Отмечая, в общем, положительное значение деятельности П.Б. Мамулова для дальнейшего изучения и популяризации осетинского народного песенного творчества, следует коснуться и практического значения записей собирателя для фольклористики как науки. Оценивая записи П.Б.Мамулова с этой точки зрения, приходится отметить, что значение их много ниже.

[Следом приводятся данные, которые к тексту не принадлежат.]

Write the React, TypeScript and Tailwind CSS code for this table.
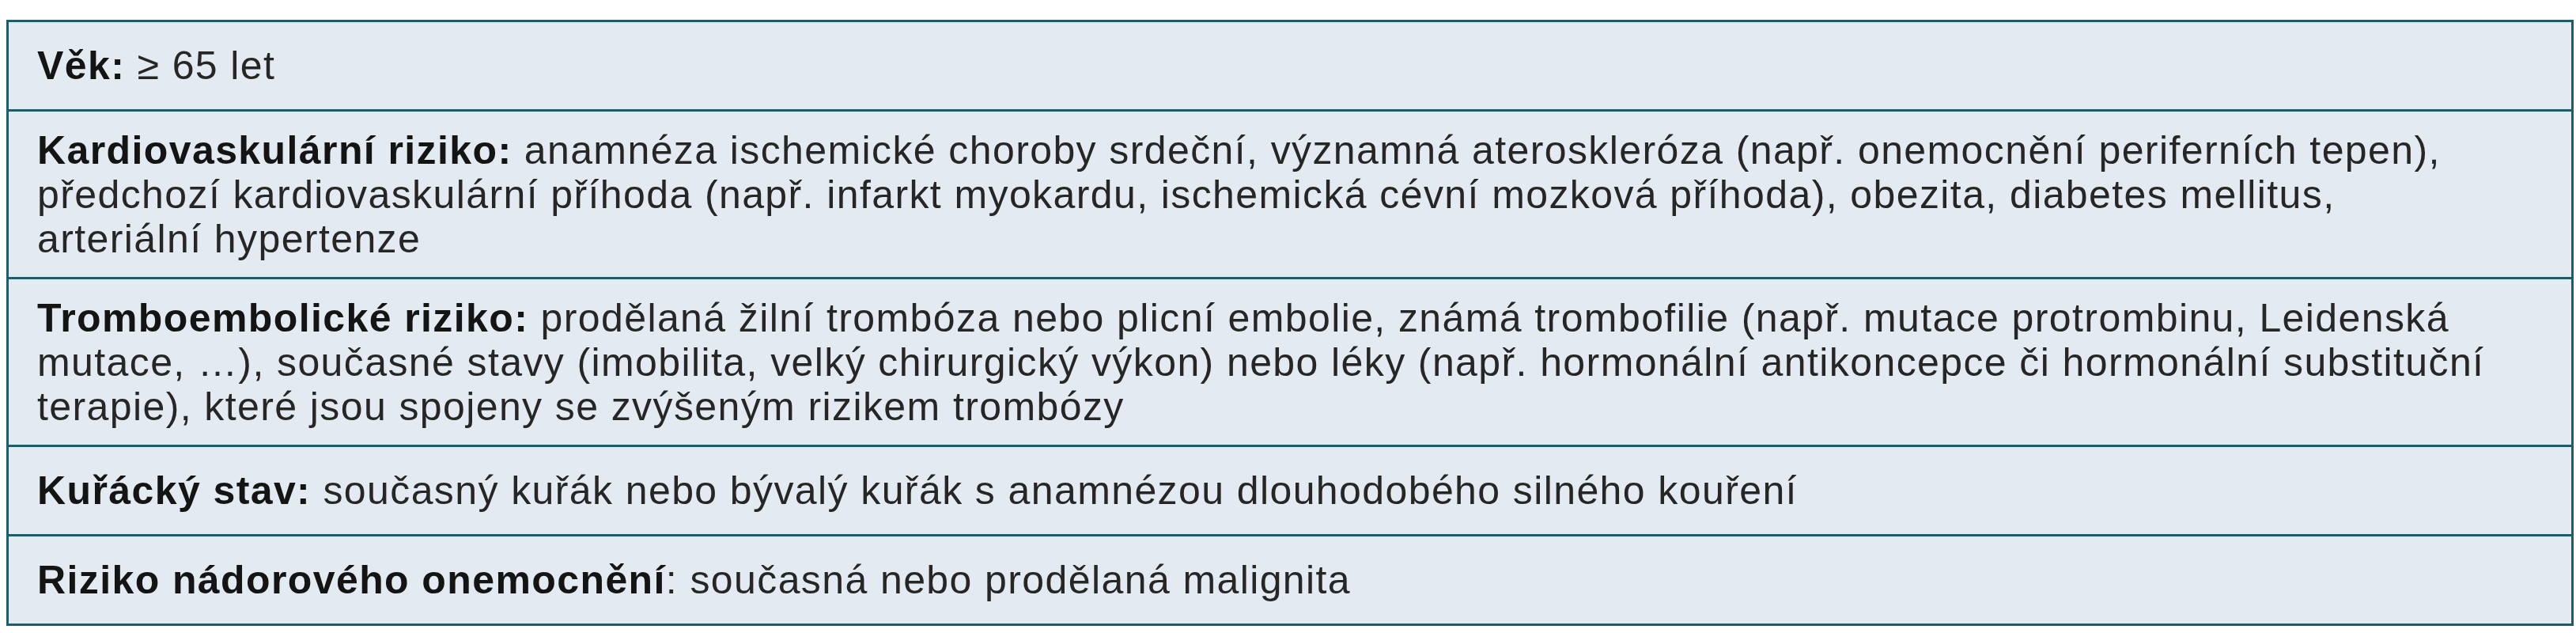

Прежде всего, в глаза бросается несколько небрежное отношение к народной песне как к специфическому явлению фольклора со всеми составляющими его элементами. Выражается это, в первую очередь, в том, что песни записаны без текстов. Это серьезный пробел в работе. И дело здесь не столько в том, что содержание песни для нас остается неизвестным, сколько в том, что с приведением каждой новой текстовой строфы представляется возможность наглядно проследить за вариационным принципом видоизменения и самой музыкальной строфы, т.е. мелодической канвы, а еще шире - проникнуть в национальную специфику музыкально-вариационного мышления. Об этом важном пробеле своей собирательской работы П. Б. Маму лов даже не упомянул в прочитанном им на заседании Осетинского историко-филологического общества докладе, в котором художественно-описательно коснулся лишь общих вопросов ладовой структуры хоровой песни, некоторых жанров, голосоведения, метроритма и др.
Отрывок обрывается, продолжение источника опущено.